Lack of funds meant rather than Oxford Grahame went to work at the Bank of England , composing his first published works in London when bored with his clerical duties. These earlier pieces, though, still leant heavily on his childhood in Berkshire, eulogising the joys of country walks, a pint of beer in an old inn, and the beautiful river. Ill-health saw Grahame take early retirement, back to his beloved Berkshire. He, wife Elspeth, and son Alistair, moved to Bohuns, a suitably solid old farmhouse in Blewbury, now in Oxfordshire but historically part of Berkshire. The stories he had told to Alastair, and had written in letters to him while away from home, were now worked up into the children's classic Wind in the Willows. Grahame enjoyed country walks, partly for the beauty of the Thames Valley, partly to escape his somewhat unstable wife Elspeth. Wind in the Willows was published in 1908, to critical disdain, but public success.

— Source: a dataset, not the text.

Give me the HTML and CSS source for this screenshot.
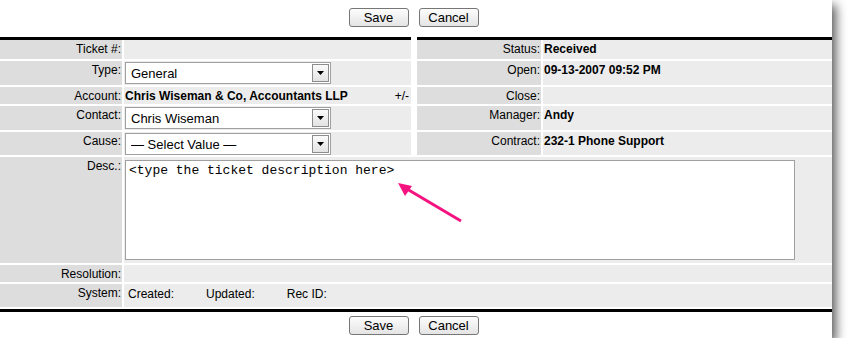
FILE: index.html
```html
<!DOCTYPE html>
<html lang="en">
<head>
    <meta charset="UTF-8">
    <title>Ticket</title>
    <link rel="stylesheet" href="styles.css">
</head>
<body>
    <div class="panel">
        <div class="actions">
            <button class="btn">Save</button>
            <button class="btn">Cancel</button>
        </div>
        <div class="rule-split"><span></span><span></span></div>

        <div class="ticket">
            <div class="lbl">Ticket #:</div>
            <div class="val"></div>
            <div class="lbl right">Status:</div>
            <div class="val">Received</div>

            <div class="lbl">Type:</div>
            <div class="val">
                <div class="select">
                    <select><option>General</option></select>
                    <span class="drop"><svg width="7" height="4" viewBox="0 0 7 4"><path d="M0 0h7L3.5 4z" fill="#000"/></svg></span>
                </div>
            </div>
            <div class="lbl right">Open:</div>
            <div class="val">09-13-2007 09:52 PM</div>

            <div class="lbl">Account:</div>
            <div class="val split">Chris Wiseman &amp; Co, Accountants LLP <span class="toggle">+/-</span></div>
            <div class="lbl right">Close:</div>
            <div class="val"></div>

            <div class="lbl">Contact:</div>
            <div class="val">
                <div class="select">
                    <select><option>Chris Wiseman</option></select>
                    <span class="drop"><svg width="7" height="4" viewBox="0 0 7 4"><path d="M0 0h7L3.5 4z" fill="#000"/></svg></span>
                </div>
            </div>
            <div class="lbl right">Manager:</div>
            <div class="val">Andy</div>

            <div class="lbl">Cause:</div>
            <div class="val">
                <div class="select">
                    <select><option>— Select Value —</option></select>
                    <span class="drop"><svg width="7" height="4" viewBox="0 0 7 4"><path d="M0 0h7L3.5 4z" fill="#000"/></svg></span>
                </div>
            </div>
            <div class="lbl right">Contract:</div>
            <div class="val">232-1 Phone Support</div>

            <div class="lbl">Desc.:</div>
            <div class="val wide"><textarea>&lt;type the ticket description here&gt;</textarea></div>

            <div class="lbl">Resolution:</div>
            <div class="val wide"></div>

            <div class="lbl">System:</div>
            <div class="val wide system">
                <span>Created:</span>
                <span>Updated:</span>
                <span>Rec ID:</span>
            </div>
        </div>

        <div class="rule"></div>
        <div class="actions bottom">
            <button class="btn">Save</button>
            <button class="btn">Cancel</button>
        </div>

        <!-- callout arrow pointing at the description box -->
        <svg class="arrow" width="70" height="45" viewBox="0 0 70 45">
            <line x1="12" y1="9" x2="66" y2="41" stroke="#f5137f" stroke-width="3"/>
            <path d="M3 3L17 6L10 16z" fill="#f5137f"/>
        </svg>
    </div>
</body>
</html>
```

FILE: styles.css
```css
body {
    margin: 0;
    background-color: #fff;
    font-family: 'Liberation Sans', Arial, sans-serif;
    font-size: 12px;
    color: #000;
}

.panel {
    position: relative;
    width: 832px;
    background-color: #fff;
    box-shadow: 4px 5px 10px rgba(0, 0, 0, 0.65);
}

.actions {
    display: flex;
    justify-content: center;
    align-items: flex-start;
    gap: 10px;
    height: 37px;
    padding: 8px 5px 0 0;
    box-sizing: border-box;
}

.actions.bottom {
    height: 26px;
    padding-top: 4px;
}

.btn {
    min-width: 60px;
    height: 19px;
    padding: 0 8px;
    font-family: 'Liberation Sans', Arial, sans-serif;
    font-size: 13px;
    line-height: 17px;
    color: #000;
    border: 1px solid #767676;
    border-radius: 3px;
    background: linear-gradient(#fdfdfd, #e4e4e4);
}

.rule-split {
    display: flex;
    gap: 6px;
}

.rule-split span {
    height: 3px;
    background-color: #000;
}

.rule-split span:first-child {
    width: 411px;
}

.rule-split span:last-child {
    flex: 1;
}

.rule {
    height: 3px;
    background-color: #000;
}

.ticket {
    display: grid;
    grid-template-columns: 122px 287px 128px 1fr;
    grid-template-rows: 19px 24px 17px 24px 23px 106px 17px 23px;
    gap: 2px;
    padding-bottom: 2px;
}

.lbl {
    background-color: #dddddd;
    text-align: right;
    padding: 2px 1px 0 0;
    line-height: 14px;
}

.lbl.right {
    margin-left: 4px;
}

.val {
    background-color: #ececec;
    font-weight: bold;
    padding: 2px 1px 0 1px;
    line-height: 14px;
}

.val.wide {
    grid-column: 2 / 5;
}

.val.split {
    display: flex;
    justify-content: space-between;
    padding-right: 2px;
}

.toggle {
    font-weight: normal;
}

.val:has(.select) {
    padding-top: 1px;
}

.select {
    position: relative;
    width: 206px;
    height: 22px;
}

.select select {
    appearance: none;
    width: 100%;
    height: 100%;
    margin: 0;
    padding: 0 22px 0 5px;
    border: 1px solid #a0a0a0;
    border-radius: 0;
    background-color: #fff;
    font-family: 'Liberation Sans', Arial, sans-serif;
    font-size: 13px;
    color: #000;
}

.select .drop {
    position: absolute;
    top: 2px;
    right: 2px;
    width: 17px;
    height: 18px;
    box-sizing: border-box;
    border: 1px solid #8c8c8c;
    background: linear-gradient(#fafafa, #e3e3e3);
    display: flex;
    align-items: center;
    justify-content: center;
}

.val.wide:has(textarea) {
    padding-top: 3px;
}

textarea {
    display: block;
    width: 670px;
    height: 100px;
    margin: 0;
    padding: 2px 3px;
    box-sizing: border-box;
    border: 1px solid #a0a0a0;
    resize: none;
    font-family: 'Liberation Mono', 'Courier New', monospace;
    font-size: 13px;
    line-height: 15px;
    color: #000;
}

.system {
    display: flex;
    gap: 32px;
    padding: 3px 0 0 4px;
    font-weight: normal;
}

.arrow {
    position: absolute;
    left: 395px;
    top: 180px;
}
```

After the death of Alastair while studying at Oxford, Kenneth and Elspeth moved to Pangbourne , much closer to his beloved river Thames than Blewbury. The bereaved couple, after four years spent in Italy attempting to escape their grief and memories, lived quietly in Church Cottage until Grahame died in 1932, never having written the eagerly demanded sequel to his greatest work. Pangbourne though did contribute to its success, as the illustrator of the best-loved edition, E.H. Shepard of Winnie the Pooh fame, strolled the river paths and wandered in the woods around the town, drinking in inspiration for his line drawings of Ratty, Toad, and Mole, and of course the river itself, the real central character of the book: "He thought his happiness was complete when, as he meandered aimlessly along, suddenly he stood by the edge of a full-fed river. Never in his life had he seen a river before ˆ this sleek, sinuous, full-bodied animal, chasing and chuckling, gripping things with a gurgle and leaving them with a laugh...".